The product profile anchors every experience and provides the context that ties your Fibers together.

Fiber types

Oeave supports 30 fiber types. Each one captures a specific kind of product information. Here are the main categories:

Visual content

  • Image — a photo or graphic that shows the product clearly: front view, close-up, lifestyle shot. Oeave automatically generates a text description so the image appears at the right moment.
  • 3D Model — a GLB file the buyer can spin and zoom. Useful for products where shape and proportion matter.
  • Demo — a short walkthrough or video showing the product in action.

Product story

  • Brand Story — a short narrative about why the brand exists. "We started after we could not find a safe toy for our kids."
  • Design Philosophy — the ideas that shaped the product. "Keep it simple. Make it strong."
  • Core Values — the values the brand stands for. "Care for people. Less waste."
  • Behind The Scenes — workshop photos, maker notes, or a look at how the product is made.
  • Timeline — dates that show the story of the product or brand.

Features and specifications

  • Feature Card — a single feature explained in a short block. "Water safe" or "Fast chip for smooth use."
  • Technical Specification — hard data like size, weight, speed, material, and power consumption.
  • How It Works — the steps or flow of how the product works. "Place it. Press start. Let it run."
  • Setup Guide — simple steps to get started with the product.
  • Comparison — how this product differs from alternatives. "Lighter than X. More storage than Y."

Social proof

  • Testimonial — a quote from a real customer. "This bag saved my trip."
  • Case Study — a small story from a user with clear results. "How a bakery cut waste by 20 percent using our sensor."
  • Press Mention — a quote or highlight from media. "Named Best Pick by Tech Weekly."
  • Social Proof — ratings or signals that many people trust the product. "10,000 happy users. Rated 4.8."

Buyer support

  • FAQ — key questions and answers buyers commonly ask.
  • Pricing — the price and what is included. "$199 for the base kit. Extra battery $29."
  • Guarantee — what the buyer gets if things go wrong. "30-day free return. Two-year cover."
  • Availability — stock or delivery notes. "Ships in 2 days. Few left in blue."
  • Contact Info — ways to reach support or the seller.
  • Legal — safety rules, age limits, warnings.

Audience and use

  • Target Audience — who the product is made for. "Great for small teams and solo makers."
  • Use Case — clear ways people use the product. "Great for school work or home design."
  • Problem Statement — the problem the product solves. "Most bags break fast. Ours does not."
  • Benefit Card — short points that show value. "Saves time" or "Cuts your cost."

Extras

  • Bundle — groups of items sold together. "Starter kit with two bottles and a tray."
  • Resource — files or links that help the buyer: size guide, style guide, demo pack.
  • Roadmap — what is coming next. "New colors in summer. App update in fall."

Adding Fibers

There are several ways to add Fibers to your project. For a deeper look at all import methods, see Importing Content.

Manual creation

Click Add Fiber on the Fibers tab. Choose a fiber type from the catalog, fill in the fields, and save. The quick starters at the top give you one-click access to the most common types.

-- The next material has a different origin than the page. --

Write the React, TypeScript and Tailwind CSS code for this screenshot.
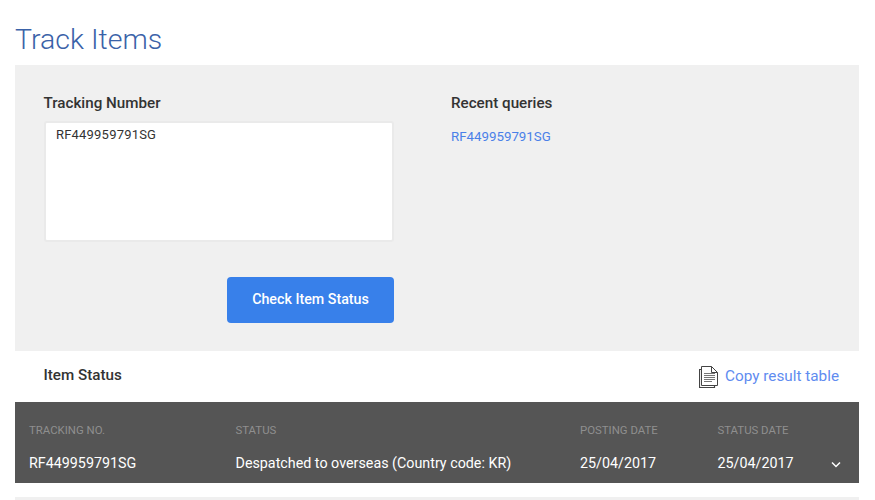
import React from "react";

function CopyIcon() {
  return (
    <svg width="19" height="22" viewBox="0 0 19 22" fill="none" stroke="#444" strokeWidth="1">
      <path d="M2.5 3.5H0.5V21.5H15.5V19.5" strokeWidth="1.2" />
      <path d="M2.5 0.5H12.5L18.5 6.5V19.5H2.5Z" fill="#fff" />
      <path d="M12.5 0.5V6.5H18.5" />
      <path d="M5 7.5H16M5 9.5H16M5 11.5H16M5 13.5H16M5 15.5H13" stroke="#777" />
    </svg>
  );
}

export default function App() {
  return (
    <div className="w-[875px] h-[500px] overflow-hidden bg-white pl-[15px] pr-[16px] font-['Roboto',sans-serif]">
      <h1 className="h-[65px] pt-[22px] text-[28.5px] leading-[36px] font-light text-[#3a62a8]">Track Items</h1>

      <section className="h-[286px] bg-[#f0f0f0] pl-[28.5px] pt-[28px] flex">
        <div className="w-[350.5px] flex flex-col">
          <label className="text-[15.2px] leading-[20px] font-medium text-[#333]">Tracking Number</label>
          <div className="mt-[8px] h-[121px] rounded-[3px] border-2 border-[#eaeaea] bg-white px-[10.5px] py-[4px] text-[13px] leading-[16px] tracking-[0.2px] text-[#333]">
            RF449959791SG
          </div>
          <button className="mt-[35px] ml-auto h-[46px] w-[167px] rounded-[4px] bg-[#3880ea] pb-[1px] text-[14.25px] font-medium text-white">
            Check Item Status
          </button>
        </div>
        <div className="ml-[57px] flex flex-col">
          <h2 className="text-[15.2px] leading-[20px] font-medium text-[#333]">Recent queries</h2>
          <a className="mt-[16px] text-[13.3px] leading-[16px] text-[#4a80e8]">RF449959791SG</a>
        </div>
      </section>

      <div className="h-[51px] flex items-center justify-between pl-[28.5px] pr-[20px]">
        <span className="pb-[2px] text-[15.2px] font-medium text-[#333]">Item Status</span>
        <span className="flex items-center gap-[7px] text-[15.3px] text-[#5f8cf0]">
          <CopyIcon />
          Copy result table
        </span>
      </div>

      <div className="h-[81px] bg-[#555555] grid grid-cols-[206.5px_344.5px_137.5px_1fr] pl-[14px] pt-[21px] relative">
        <div className="flex flex-col">
          <span className="text-[11.4px] leading-[14px] text-[#8f8f8f]">TRACKING NO.</span>
          <span className="mt-[17px] text-[14.3px] leading-[18px] text-white">RF449959791SG</span>
        </div>
        <div className="flex flex-col">
          <span className="text-[11.4px] leading-[14px] text-[#8f8f8f]">STATUS</span>
          <span className="mt-[17px] text-[14.3px] leading-[18px] text-white">Despatched to overseas (Country code: KR)</span>
        </div>
        <div className="flex flex-col">
          <span className="text-[11.4px] leading-[14px] text-[#8f8f8f]">POSTING DATE</span>
          <span className="mt-[17px] text-[14.3px] leading-[18px] text-white">25/04/2017</span>
        </div>
        <div className="flex flex-col">
          <span className="text-[11.4px] leading-[14px] text-[#8f8f8f]">STATUS DATE</span>
          <span className="mt-[17px] text-[14.3px] leading-[18px] text-white">25/04/2017</span>
        </div>
        <svg className="absolute right-[18px] bottom-[15px]" width="10" height="7" viewBox="0 0 10 7" fill="none" stroke="#fff" strokeWidth="1.5">
          <path d="M1 1.5L5 5.5L9 1.5" />
        </svg>
      </div>

      <div className="mt-[14px] h-[3px] bg-[#f0f0f0]" />
    </div>
  );
}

The fiber type catalog — choose from 30 content types (desktop)

Import from website

Click the dropdown arrow next to "Add Fiber" and select Add from website. Paste a product page URL and Oeave will extract text, images, and structure automatically, converting them into individual Fibers.

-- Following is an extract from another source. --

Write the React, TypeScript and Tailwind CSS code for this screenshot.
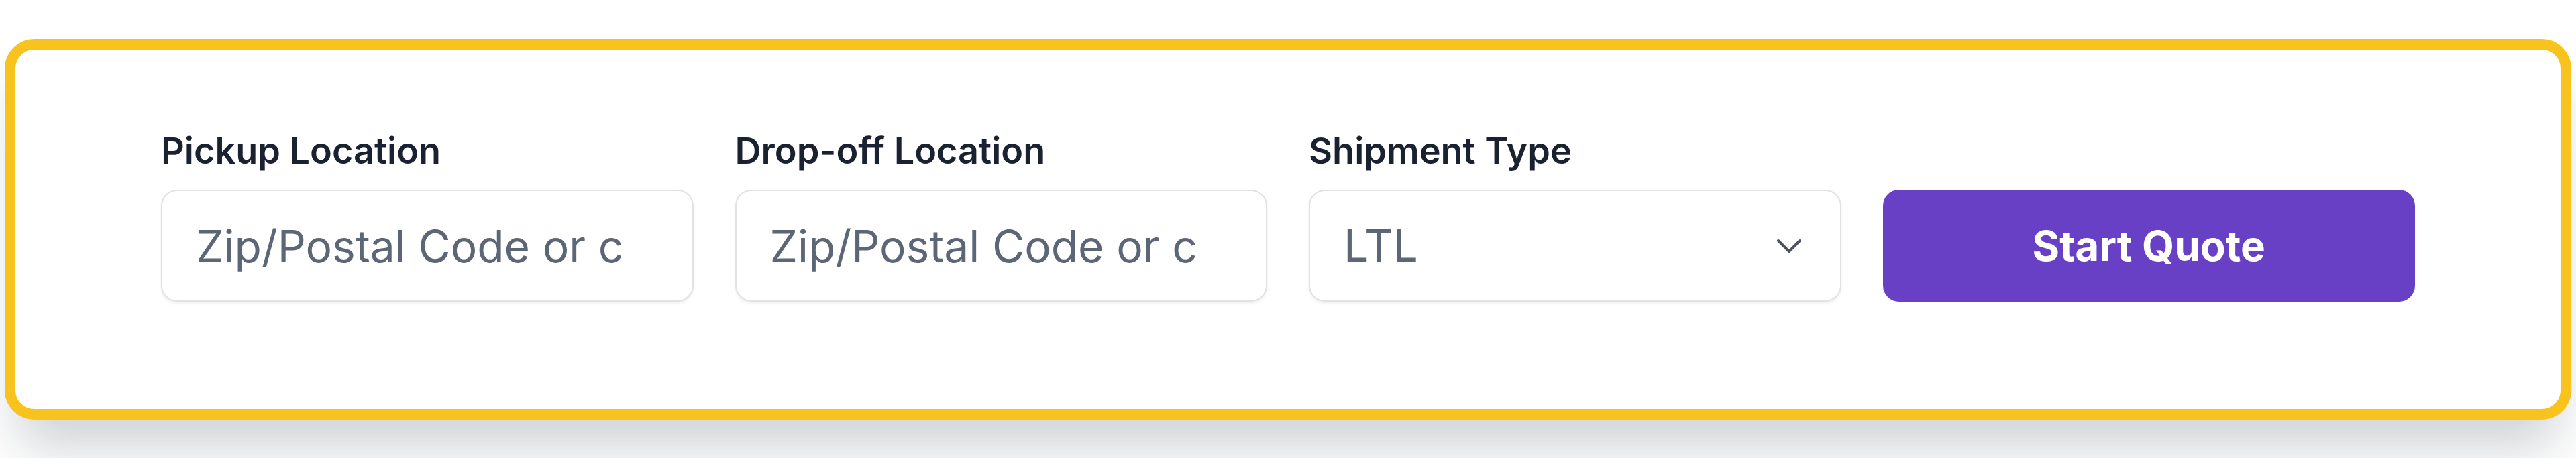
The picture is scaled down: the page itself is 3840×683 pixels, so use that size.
import { useState } from "react";

const FIELDS = [
  { id: "pickup", label: "Pickup Location" },
  { id: "dropoff", label: "Drop-off Location" },
];

function ChevronDown() {
  return (
    <svg width="36" height="22" viewBox="0 0 36 22" fill="none" className="shrink-0">
      <path d="M2 3 L18 19 L34 3" stroke="#4b5360" strokeWidth="4" strokeLinecap="round" strokeLinejoin="round" />
    </svg>
  );
}

export default function App() {
  const [type] = useState("LTL");

  return (
    <div className="min-h-screen bg-white pt-[58px] px-[7px] font-['Inter',sans-serif]">
      <div className="rounded-[44px] border-[16px] border-[#f7c31c] bg-white px-[217px] pt-[118px] pb-[160px] shadow-[0_60px_80px_-20px_rgba(15,23,42,0.2)]">
        <div className="grid grid-cols-4 items-end gap-[62px]">
          {FIELDS.map((f) => (
            <div key={f.id} className="flex flex-col">
              <label htmlFor={f.id} className="mb-[25px] text-[54px] leading-[66px] font-semibold text-[#1a2130]">
                {f.label}
              </label>
              {/* placeholder is cut off in the design, kept as shown */}
              <input
                id={f.id}
                placeholder="Zip/Postal Code or c"
                className="h-[167px] w-full rounded-[24px] border-2 border-[#e0e2e6] bg-white px-[50px] text-[66px] text-[#1a2130] shadow-[0_3px_4px_rgba(0,0,0,0.06)] placeholder:text-[#5c6676] outline-none"
              />
            </div>
          ))}

          {/* Shipment type */}
          <div className="flex flex-col">
            <label className="mb-[25px] text-[54px] leading-[66px] font-semibold text-[#1a2130]">
              Shipment Type
            </label>
            <div className="flex h-[167px] items-center justify-between rounded-[24px] border-2 border-[#e0e2e6] bg-white pl-[50px] pr-[58px] shadow-[0_3px_4px_rgba(0,0,0,0.06)]">
              <span className="text-[66px] text-[#5c6676]">{type}</span>
              <ChevronDown />
            </div>
          </div>

          <button className="h-[167px] rounded-[24px] bg-[#6740c5] text-[62px] font-bold text-white">
            Start Quote
          </button>
        </div>
      </div>
    </div>
  );
}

The website import modal — paste a URL and Oeave extracts Fibers automatically (desktop)

Import from files

Select Add from files to upload a Word document (.docx) or drag-and-drop images in bulk. Documents are parsed into individual Fibers. Images get auto-generated text descriptions.

The file import modal — drop documents or images to create Fibers (desktop)

AI generation

Select Add with AI to open a guided flow where you answer questions about your product. Oeave generates Fibers based on your answers — a fast way to bootstrap your content library.

The AI generation flow — answer 7 product questions to generate Fibers (desktop)

Editing and managing Fibers

Each Fiber appears as a card on the Fibers tab. Click a card to edit its content. You can update text, swap images, or change the fiber type. Deleting a Fiber removes it from the project, but you can undo the action immediately if needed.